U.S.-Iran tensions escalated after Iran fired on and seized ships in the Strait of Hormuz, pushing Brent crude above $100-$102 a barrel and reinforcing inflation and rate worries. Indian markets are set to open lower after Sensex and Nifty fell 1.0% and 0.8% Wednesday, while the rupee weakened 34 paise to 93.78 and foreign investors sold Rs 2,078 crore of shares. Global risk sentiment remains fragile despite a U.S. equity rebound, with European stocks lower and oil, FX, and rates markets likely to stay volatile.

Analysis

This is a classic “inflation impulse first, growth impulse later” shock. The immediate winners are upstream energy, shipping/insurance, and any U.S.-dollar earners with pricing power; the losers are rate-sensitive cyclicals, Indian importers, and leveraged consumer franchises that cannot pass through higher fuel costs fast enough. The second-order effect that matters most is not the headline move in crude, but the velocity of pass-through into domestic inflation expectations, which can tighten financial conditions even before the central bank changes policy. For India specifically, the pressure point is macro rather than equity beta. A sustained move above $100 Brent widens the current account deficit, weakens the rupee, and raises the odds of foreign outflows accelerating into the next 1-3 weeks. That combination tends to hit banks through mark-to-market stress on bond portfolios and raise the market’s implied terminal rate, even if the RBI does not hike immediately.

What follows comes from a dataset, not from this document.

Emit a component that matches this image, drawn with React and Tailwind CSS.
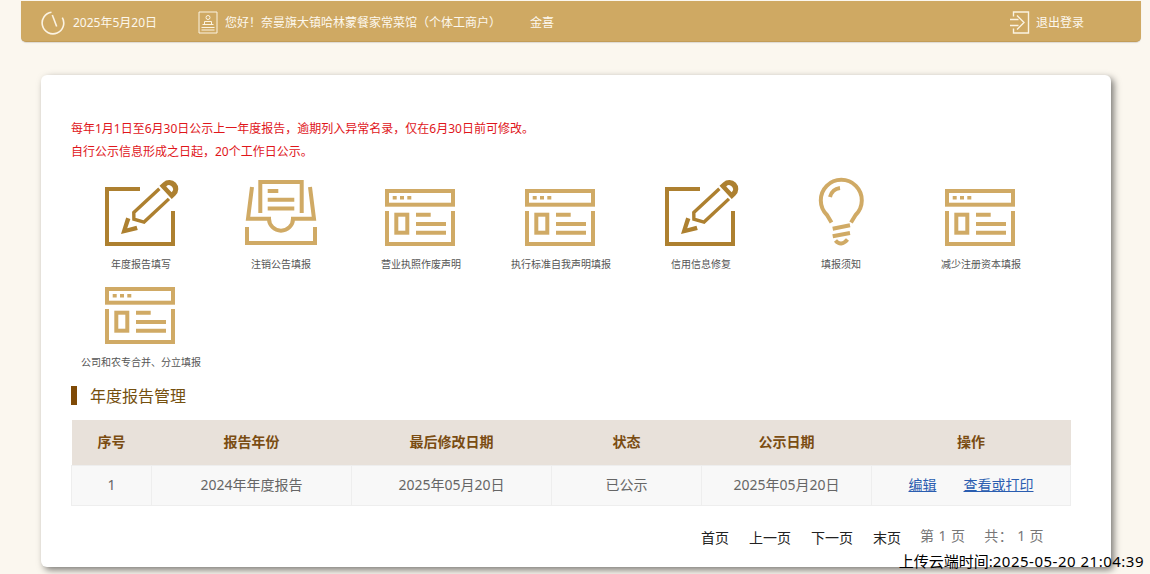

The market may be underestimating how quickly this can reverse if the Strait risk de-escalates, because the current move is more about risk premium than physical shortage. If the shipping lane reopens or negotiations resume credibly, crude can give back a large chunk of the geopolitics premium in days, while the inflation/rates narrative unwinds more slowly over weeks. That asymmetry argues for owning oil exposure tactically, not structurally, unless the disruption lasts long enough to affect inventories and product spreads, which is the real validation signal. The cleanest setup is to fade India’s domestic-demand and financials exposure while staying long the global energy hedge. The highest-conviction expressions are short-duration, because the policy and diplomatic catalysts can flip quickly and punish crowded panic hedges. I would treat any India weakness as a relative-value opportunity only if crude stabilizes; otherwise, the move can extend through lower growth expectations and further FII selling.